Better Together or Better Apart

You develop criteria for deciding when to split functionality into separate methods or classes and when to keep it together, resolving one of the most common points of disagreement in code review.
09

Comments and Naming

Ousterhout makes the case for commenting interface abstractions and design decisions rather than implementations, and gives concrete rules for names that make code obviously correct rather than plausibly correct.
10

Designing for Performance

The final chapter shows how to reason about performance without sacrificing clean design, using measurement and a small number of critical-path optimizations rather than pervasive micro-optimization.

Frequently asked questions

Do I need to know a specific programming language to get value from this book?
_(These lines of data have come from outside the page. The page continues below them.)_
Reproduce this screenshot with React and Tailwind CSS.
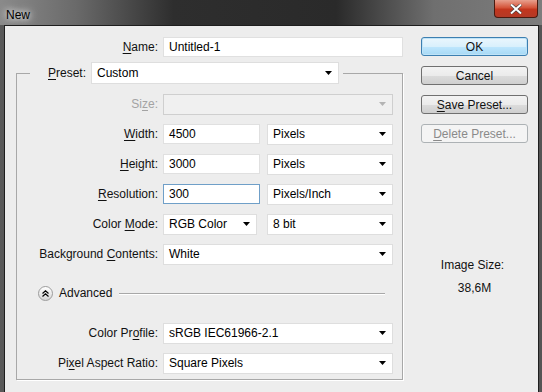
import React from "react";

const font = { fontFamily: '"Liberation Sans", Arial, sans-serif' };

function Arrow({ muted }) {
  return (
    <svg width="7" height="4" viewBox="0 0 7 4" className="shrink-0">
      <path d="M0 0h7L3.5 4z" fill={muted ? "#b4b4b4" : "#000"} />
    </svg>
  );
}

function Select({ value, className = "", disabled }) {
  return (
    <div
      className={`flex items-center justify-between h-[21px] pl-[5px] pr-[6px] border ${
        disabled ? "bg-[#f0f0f0] border-[#cfcfcf]" : "bg-white border-[#dedede]"
      } ${className}`}
    >
      <span className="leading-none">{value}</span>
      <Arrow muted={disabled} />
    </div>
  );
}

function Input({ value, className = "", focused }) {
  return (
    <div
      className={`flex items-center h-[20px] pl-[5px] bg-white border ${
        focused ? "border-[#6f9fc8]" : "border-[#e0e0e0]"
      } ${className}`}
    >
      <span className="leading-none">{value}</span>
    </div>
  );
}

function Label({ children, muted }) {
  return (
    <div className={`w-[141px] text-right ${muted ? "text-[#a3a3a3]" : "text-[#111]"}`}>
      {children}
    </div>
  );
}

function U({ children }) {
  return <span className="underline underline-offset-[2px]">{children}</span>;
}

function Row({ children }) {
  return <div className="flex items-center h-[20px] gap-[5px]">{children}</div>;
}

function Button({ children, primary, disabled }) {
  let cls =
    "border-[#707070] bg-[linear-gradient(#f3f3f3_0%,#ebebeb_50%,#dcdcdc_51%,#cfcfcf_100%)] text-[#111]";
  if (primary)
    cls =
      "border-[#3c7fb1] bg-[linear-gradient(#eaf6fd_0%,#d9f0fc_50%,#bee6fd_51%,#a7d9f5_100%)] text-[#111] shadow-[inset_0_0_0_1px_#bfe3f7]";
  if (disabled) cls = "border-[#adb2b5] bg-[#f4f4f4] text-[#8a8a8a]";
  return (
    <div className={`h-[19px] flex items-center justify-center rounded-[3px] border ${cls}`}>
      {children}
    </div>
  );
}

export default function App() {
  return (
    <div
      style={font}
      className="w-[542px] h-[392px] overflow-hidden flex flex-col text-[12px] bg-[linear-gradient(90deg,#5a5a5a_0%,#3a3a3a_20%,#2b2b2b_40%,#2b2b2b_65%,#4a4a4a_85%,#555_100%)]"
    >
      {/* title bar */}
      <div className="h-[25px] shrink-0 flex items-start justify-between bg-[linear-gradient(90deg,#8a8a8a_0%,#6a6a6a_14%,#2e2e2e_32%,#2a2a2a_62%,#6f6f6f_80%,#7d7d7d_100%)]">
        <span className="mt-[6px] ml-[6px] text-[12px] text-black [text-shadow:0_0_6px_#fff,0_0_10px_#ddd]">
          New
        </span>
        <div className="mr-[4px] w-[44px] h-[18px] rounded-b-[4px] border border-[#4a1a10] border-t-0 bg-[linear-gradient(#e8a08e_0%,#d4543a_45%,#c2361e_55%,#b43a26_100%)] flex items-center justify-center">
          <svg width="12" height="10" viewBox="0 0 12 10">
            <path d="M1 0.5L11 9.5M11 0.5L1 9.5" stroke="#3a3a3a" strokeWidth="3.2" />
            <path d="M1 0.5L11 9.5M11 0.5L1 9.5" stroke="#fff" strokeWidth="2" />
          </svg>
        </div>
      </div>

      {/* client area */}
      <div className="flex-1 ml-[4px] mr-[3px] border border-b-0 border-[#1e1e1e] bg-[#ededed] flex">
        {/* left side */}
        <div className="pl-[11px] pt-[11px]">
          <div className="flex items-center h-[19px] gap-[5px]">
            <div className="w-[142px] text-right text-[#111]">
              <U>N</U>ame:
            </div>
            <Input value="Untitled-1" className="w-[240px] h-[19px]" />
          </div>

          <fieldset className="mt-[6px] w-[387px] border border-[#a8a8a8] pl-[13px] pb-[6px] pr-[9px] shadow-[1px_1px_0_#fff]">
            <legend className="px-[4px]">
              <div className="flex items-center gap-[5px] pl-[14px]">
                <span className="text-[#111]">
                  <U>P</U>reset:
                </span>
                <Select value="Custom" className="w-[248px] h-[22px]" />
              </div>
            </legend>

            <div className="-ml-[13px] mt-[10px] flex flex-col gap-[10px]">
              <Row>
                <Label muted>Si<U>z</U>e:</Label>
                <Select value="" disabled className="w-[230px]" />
              </Row>
              <Row>
                <Label>
                  <U>W</U>idth:
                </Label>
                <Input value="4500" className="w-[97px]" />
                <Select value="Pixels" className="ml-[2px] w-[126px]" />
              </Row>
              <Row>
                <Label>
                  <U>H</U>eight:
                </Label>
                <Input value="3000" className="w-[97px]" />
                <Select value="Pixels" className="ml-[2px] w-[126px]" />
              </Row>
              <Row>
                <Label>
                  <U>R</U>esolution:
                </Label>
                <Input value="300" focused className="w-[97px]" />
                <Select value="Pixels/Inch" className="ml-[2px] w-[126px]" />
              </Row>
              <Row>
                <Label>
                  Color <U>M</U>ode:
                </Label>
                <Select value="RGB Color" className="w-[94px]" />
                <Select value="8 bit" className="ml-[5px] w-[126px]" />
              </Row>
              <Row>
                <Label>
                  Background <U>C</U>ontents:
                </Label>
                <Select value="White" className="w-[230px]" />
              </Row>
            </div>

            <div className="mt-[21px] h-[16px] flex items-center gap-[6px] pl-[8px]">
              <div className="w-[15px] h-[15px] rounded-full border border-[#9c9c9c] bg-[linear-gradient(#ffffff,#d6d6d6)] flex items-center justify-center">
                <svg width="7" height="7" viewBox="0 0 7 7">
                  <path d="M0.5 3.5L3.5 0.8L6.5 3.5M0.5 6.5L3.5 3.8L6.5 6.5" fill="none" stroke="#000" strokeWidth="1.2" />
                </svg>
              </div>
              <span className="text-[#111]">Advanced</span>
              <div className="flex-1 ml-[1px] mr-[8px] h-0 border-t border-[#a8a8a8] shadow-[0_1px_0_#fff]" />
            </div>

            <div className="-ml-[13px] mt-[22px] flex flex-col gap-[10px]">
              <Row>
                <Label>
                  Color Pr<U>o</U>file:
                </Label>
                <Select value="sRGB IEC61966-2.1" className="w-[230px]" />
              </Row>
              <Row>
                <Label>
                  Pi<U>x</U>el Aspect Ratio:
                </Label>
                <Select value="Square Pixels" className="w-[230px]" />
              </Row>
            </div>
          </fieldset>
        </div>

        {/* right side */}
        <div className="ml-[18px] w-[107px] pt-[11px] flex flex-col">
          <div className="flex flex-col gap-[10px]">
            <Button primary>OK</Button>
            <Button>Cancel</Button>
            <Button>
              <span>
                <U>S</U>ave Preset...
              </span>
            </Button>
            <Button disabled>
              <span>
                <U>D</U>elete Preset...
              </span>
            </Button>
          </div>
          <div className="mt-[115px] text-center text-[#111] leading-[15px]">
            <div className="pr-[4px]">Image Size:</div>
            <div className="mt-[8px]">38,6M</div>
          </div>
        </div>
      </div>
    </div>
  );
}
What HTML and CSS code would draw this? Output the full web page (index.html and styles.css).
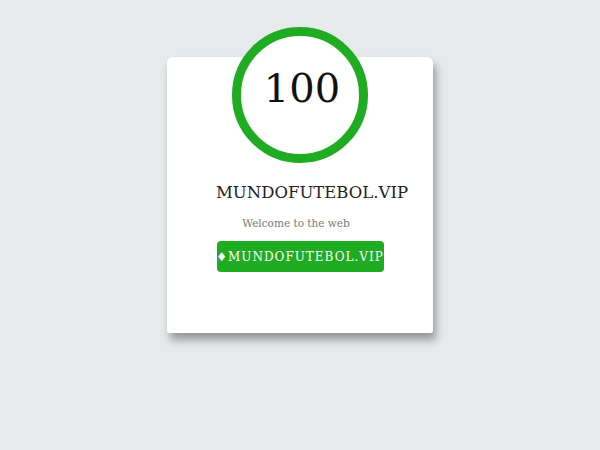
FILE: index.html
```html
<!DOCTYPE html>
<html>
<head>
<meta charset="utf-8">
<link rel="stylesheet" href="styles.css">
</head>
<body>
<div class="page">
  <div class="card">
    <div class="ring"><span class="score">100</span></div>
    <h1 class="title">MUNDOFUTEBOL.VIP</h1>
    <p class="welcome">Welcome to the web</p>
    <a class="btn" href="#">♦MUNDOFUTEBOL.VIP</a>
  </div>
</div>
</body>
</html>
```
FILE: styles.css
```css
html, body {
  margin: 0;
  padding: 0;
}
body {
  background: #e6eaeb;
  font-family: "DejaVu Serif", serif;
  width: 600px;
  height: 450px;
  overflow: hidden;
}
.page {
  display: flex;
  justify-content: center;
  padding-top: 57px;
}
.card {
  width: 266px;
  height: 276px;
  background: #fff;
  border-radius: 6px 6px 2px 2px;
  box-shadow: 3px 7px 9px rgba(0, 0, 0, 0.35);
  display: flex;
  flex-direction: column;
  align-items: center;
  box-sizing: border-box;
}
.ring {
  width: 136px;
  height: 136px;
  box-sizing: border-box;
  border: 9px solid #1fab22;
  border-radius: 50%;
  margin-top: -30px;
  background: #fff;
  display: flex;
  justify-content: center;
}
.score {
  font-size: 40px;
  line-height: 1;
  color: #111;
  margin-top: 32px;
  margin-left: 4px;
}
.title {
  font-size: 16.5px;
  font-weight: normal;
  color: #222;
  margin: 19px 0 0 24px;
  line-height: 22px;
  white-space: nowrap;
}
.welcome {
  font-size: 10.5px;
  color: #7a7a7a;
  margin: 12px 0 0 -8px;
  line-height: 14px;
}
.btn {
  display: flex;
  align-items: center;
  justify-content: center;
  margin-top: 11px;
  width: 167px;
  height: 31px;
  box-sizing: border-box;
  background: #1fab22;
  color: #fff;
  border-radius: 4px;
  font-size: 12px;
  letter-spacing: 1px;
  text-decoration: none;
  white-space: nowrap;
}
```
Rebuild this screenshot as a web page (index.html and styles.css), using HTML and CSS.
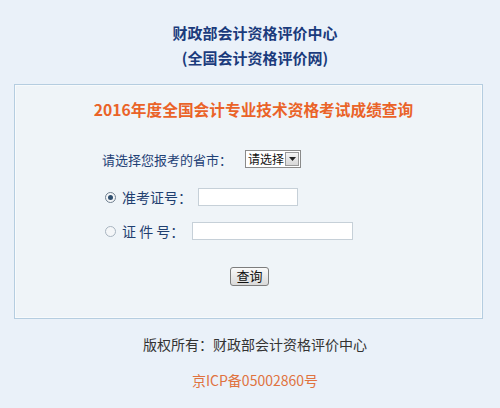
FILE: index.html
```html
<!DOCTYPE html>
<html lang="zh-CN">
<head>
<meta charset="utf-8">
<title>成绩查询</title>
<link rel="stylesheet" href="styles.css">
</head>
<body>
<div class="header">
  <div class="title">财政部会计资格评价中心</div>
  <div class="title">(全国会计资格评价网)</div>
</div>
<div class="box">
  <div class="heading">2016年度全国会计专业技术资格考试成绩查询</div>
  <div class="form">
    <div class="row row-select">
      <span class="label">请选择您报考的省市：</span>
      <span class="select"><span class="select-text">请选择</span><span class="select-btn"><svg width="7" height="4" viewBox="0 0 7 4"><path d="M0 0H7L3.5 4Z" fill="#222"/></svg></span></span>
    </div>
    <div class="row row-radio">
      <span class="radio checked"></span>
      <span class="label label-lg">准考证号：</span>
      <span class="input input-short"></span>
    </div>
    <div class="row row-radio row-2">
      <span class="radio"></span>
      <span class="label label-lg">证 件 号：</span>
      <span class="input input-long"></span>
    </div>
    <div class="row-btn"><span class="btn">查询</span></div>
  </div>
</div>
<div class="footer">
  <div class="copy">版权所有：财政部会计资格评价中心</div>
  <div class="icp">京ICP备05002860号</div>
</div>
</body>
</html>
```
FILE: styles.css
```css
html, body {
  margin: 0;
  padding: 0;
  background: #eaf1f9;
  font-family: "Noto Sans CJK SC", "Noto Sans", sans-serif;
}
.header {
  padding-top: 20px;
  padding-left: 10px;
  text-align: center;
}
.title {
  font-size: 15px;
  line-height: 25px;
  font-weight: bold;
  color: #1b3b7c;
}
.box {
  margin: 14px 17px 0 14px;
  height: 233px;
  border: 1px solid #b5cde0;
  background: #eff4f8;
  box-shadow: inset 0 0 0 1px #f7fafc;
}
.heading {
  padding-top: 13px;
  padding-left: 10px;
  text-align: center;
  font-size: 15.7px;
  line-height: 24px;
  font-weight: bold;
  color: #ea6328;
}
.form {
  padding-left: 87px;
  padding-top: 28px;
}
.row {
  display: flex;
  align-items: center;
  height: 18px;
}
.label {
  font-size: 13px;
  color: #1f4176;
}
.label-lg {
  font-size: 14px;
  color: #1f3f70;
  margin-left: 6px;
}
.select {
  display: flex;
  margin-left: 13px;
  width: 56px;
  height: 18px;
  box-sizing: border-box;
  border: 1px solid #8a8a8a;
  background: #fff;
}
.select-text {
  font-size: 12px;
  line-height: 16px;
  padding-left: 2px;
  color: #111;
  flex: 1;
}
.select-btn {
  width: 14px;
  margin: 1px;
  box-sizing: border-box;
  border: 1px solid #999;
  background: linear-gradient(#f4f4f4, #d8d8d8);
  display: flex;
  align-items: center;
  justify-content: center;
}
.row-radio {
  margin-top: 20px;
  padding-left: 3px;
}
.row-2 {
  margin-top: 16px;
}
.radio {
  width: 9px;
  height: 9px;
  border-radius: 50%;
  border: 1px solid #a8b4c0;
  background: #f4f6f8;
  box-sizing: content-box;
  position: relative;
}
.radio.checked {
  border-color: #6f7f8f;
}
.radio.checked::after {
  content: "";
  position: absolute;
  left: 2px;
  top: 2px;
  width: 5px;
  height: 5px;
  border-radius: 50%;
  background: #2f4f6f;
}
.input {
  display: block;
  height: 18px;
  box-sizing: border-box;
  border: 1px solid #c6d0d8;
  background: #fff;
}
.input-short {
  width: 100px;
  margin-left: 6px;
}
.input-long {
  width: 161px;
  margin-left: 8px;
}
.row-btn {
  margin-top: 22px;
  padding-left: 128px;
}
.btn {
  display: inline-block;
  width: 39px;
  height: 19px;
  box-sizing: border-box;
  border: 1px solid #7d7d7d;
  border-radius: 3px;
  background: linear-gradient(#fafafa, #d9d9d9);
  text-align: center;
  font-size: 13px;
  line-height: 16px;
  color: #111;
}
.footer {
  text-align: center;
  padding-top: 14px;
  padding-left: 10px;
}
.copy {
  font-size: 14px;
  line-height: 22px;
  color: #333;
}
.icp {
  margin-top: 14px;
  font-size: 14px;
  line-height: 22px;
  color: #e0733f;
}
```
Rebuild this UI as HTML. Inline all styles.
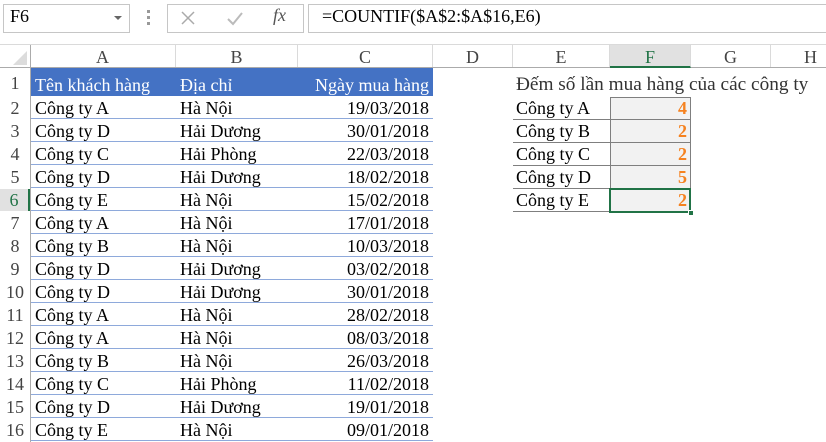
<!DOCTYPE html>
<html><head><meta charset="utf-8"><style>
*{margin:0;padding:0;box-sizing:border-box}
body{width:826px;height:442px;background:#fff;position:relative;overflow:hidden;font-family:"Liberation Serif",serif;font-size:18px;color:#000}
.a{position:absolute}
.box{position:absolute;border:1px solid #c6c6c6;background:#fff}
.ch{position:absolute;top:45px;height:22px;line-height:24px;text-align:center;color:#444;font-size:18px;border-right:1px solid #dadada}
.rh{position:absolute;left:0;width:30px;text-align:center;color:#444;font-size:18px}
.cell{position:absolute;height:23px;line-height:24px;white-space:nowrap}
</style></head><body>
<div class="box" style="left:3px;top:4px;width:127px;height:29px"></div>
<div class="a" style="left:10px;top:6px;font-size:18px">F6</div>
<div class="a" style="left:114px;top:16px;width:0;height:0;border-left:4px solid transparent;border-right:4px solid transparent;border-top:4px solid #666"></div>
<div class="a" style="left:147px;top:10px;width:3px;height:3px;background:#999"></div>
<div class="a" style="left:147px;top:16px;width:3px;height:3px;background:#999"></div>
<div class="a" style="left:147px;top:22px;width:3px;height:3px;background:#999"></div>
<div class="box" style="left:167px;top:4px;width:137px;height:29px"></div>
<svg class="a" style="left:180px;top:10px" width="16" height="16"><path d="M2 2L14 14M14 2L2 14" stroke="#aaa" stroke-width="1.5"/></svg>
<svg class="a" style="left:226px;top:10px" width="18" height="16"><path d="M2 9L7 14L16 3" stroke="#bbb" stroke-width="2" fill="none"/></svg>
<div class="a" style="left:273px;top:5px;font-style:italic;font-size:18px;color:#555">fx</div>
<div class="box" style="left:308px;top:4px;width:530px;height:29px"></div>
<div class="a" style="left:322px;top:6px;font-size:18px">=COUNTIF($A$2:$A$16,E6)</div>
<div class="a" style="left:0;top:44px;width:826px;height:1px;background:#dadada"></div>
<div class="a" style="left:0;top:67px;width:826px;height:1px;background:#ababab"></div>
<div class="a" style="left:30px;top:45px;width:1px;height:397px;background:#ababab"></div>
<svg class="a" style="left:12px;top:50px" width="16" height="16"><path d="M15 1V15H1Z" fill="#dcdcdc"/></svg>
<div class="ch" style="left:30px;width:146px">A</div>
<div class="ch" style="left:176px;width:122px">B</div>
<div class="ch" style="left:298px;width:135px">C</div>
<div class="ch" style="left:433px;width:80px">D</div>
<div class="ch" style="left:513px;width:97px">E</div>
<div class="ch" style="left:610px;width:81px;background:#e1e1e1;color:#217346;border-bottom:2px solid #217346;height:23px">F</div>
<div class="ch" style="left:691px;width:80px">G</div>
<div class="ch" style="left:771px;width:80px">H</div>
<div class="a" style="left:31px;top:68px;width:402px;height:28px;background:#4472c4"></div>
<div class="rh" style="top:73px">1</div>
<div class="cell" style="left:35px;top:73px;color:#fff">Tên khách hàng</div>
<div class="cell" style="left:180px;top:73px;color:#fff">Địa chỉ</div>
<div class="cell" style="left:298px;width:131px;text-align:right;top:73px;color:#fff">Ngày mua hàng</div>
<div id="rows"></div>
<div class="cell" style="left:516px;top:73px;color:#333;font-size:19.3px">Đếm số lần mua hàng của các công ty</div>
<div id="sum"></div>
<div class="a" style="left:609px;top:188px;width:82px;height:25px;border:2px solid #217346"></div>
<div class="a" style="left:688px;top:210px;width:6px;height:6px;background:#217346;border:1px solid #fff"></div>
<script>
var d=[["A","Hà Nội","19/03/2018"],["D","Hải Dương","30/01/2018"],["C","Hải Phòng","22/03/2018"],["D","Hải Dương","18/02/2018"],["E","Hà Nội","15/02/2018"],["A","Hà Nội","17/01/2018"],["B","Hà Nội","10/03/2018"],["D","Hải Dương","03/02/2018"],["D","Hải Dương","30/01/2018"],["A","Hà Nội","28/02/2018"],["A","Hà Nội","08/03/2018"],["B","Hà Nội","26/03/2018"],["C","Hải Phòng","11/02/2018"],["D","Hải Dương","19/01/2018"],["E","Hà Nội","09/01/2018"]];
var h="";
d.forEach(function(r,i){var t=96+i*23;
h+='<div class="rh" style="top:'+(t+1)+'px;height:22px;line-height:23px;'+(i==4?'background:#e1e1e1;color:#217346;border-right:2px solid #217346':'')+'">'+(i+2)+'</div>';
h+='<div class="cell" style="left:35px;top:'+t+'px">Công ty '+r[0]+'</div>';
h+='<div class="cell" style="left:180px;top:'+t+'px">'+r[1]+'</div>';
h+='<div class="cell" style="left:298px;width:131px;text-align:right;top:'+t+'px">'+r[2]+'</div>';
h+='<div class="a" style="left:31px;top:'+(t+22)+'px;width:402px;height:1px;background:#8ea9db"></div>';});
document.getElementById("rows").innerHTML=h;
var s=[["A",4],["B",2],["C",2],["D",5],["E",2]],g="";
s.forEach(function(r,i){var t=97+i*23;
g+='<div class="a" style="left:610px;top:'+t+'px;width:81px;height:23px;background:#f2f2f2;border:1px solid #7f7f7f;'+(i>0?'border-top:none;':'')+'"></div>';
g+='<div class="cell" style="left:516px;top:'+(t-1)+'px">Công ty '+r[0]+'</div>';
g+='<div class="a" style="left:513px;top:'+(t+22)+'px;width:97px;height:1px;background:#7f7f7f"></div>';
g+='<div class="cell" style="left:610px;width:77px;text-align:right;top:'+(t-1)+'px;color:#f58220;font-weight:bold">'+r[1]+'</div>';});
document.getElementById("sum").innerHTML=g;
</script>
</body></html>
No. The principles are language-agnostic. Code examples are primarily in C++ and Java, but they are short and readable by anyone with general programming experience.

How does this compare to Clean Code by Robert Martin?

The books overlap on naming and commenting but diverge on method length and comment philosophy. Ousterhout explicitly debates some Clean Code positions, so reading both gives you a richer perspective than either alone.

Is this book suitable for beginners?

It is best suited to developers who have already built and shipped at least one non-trivial project. Beginners will find the vocabulary useful but may lack the battle scars that make the lessons click.

How long is the book and how is it structured?

The book is concise, roughly 190 pages in the second edition, and organized as standalone chapters you can read in any order after the first two. Most chapters take under an hour to read.

Does the book include exercises or projects?

Each chapter includes a small set of design exercises and red-flag checklists you can apply immediately to your own codebase. There is no companion code repository.

Is this the first or second edition, and does the edition matter?

This listing reflects the 2021 second edition, which adds new chapters and refines several arguments from the 2018 first edition. If you read the first edition, the second is worth revisiting.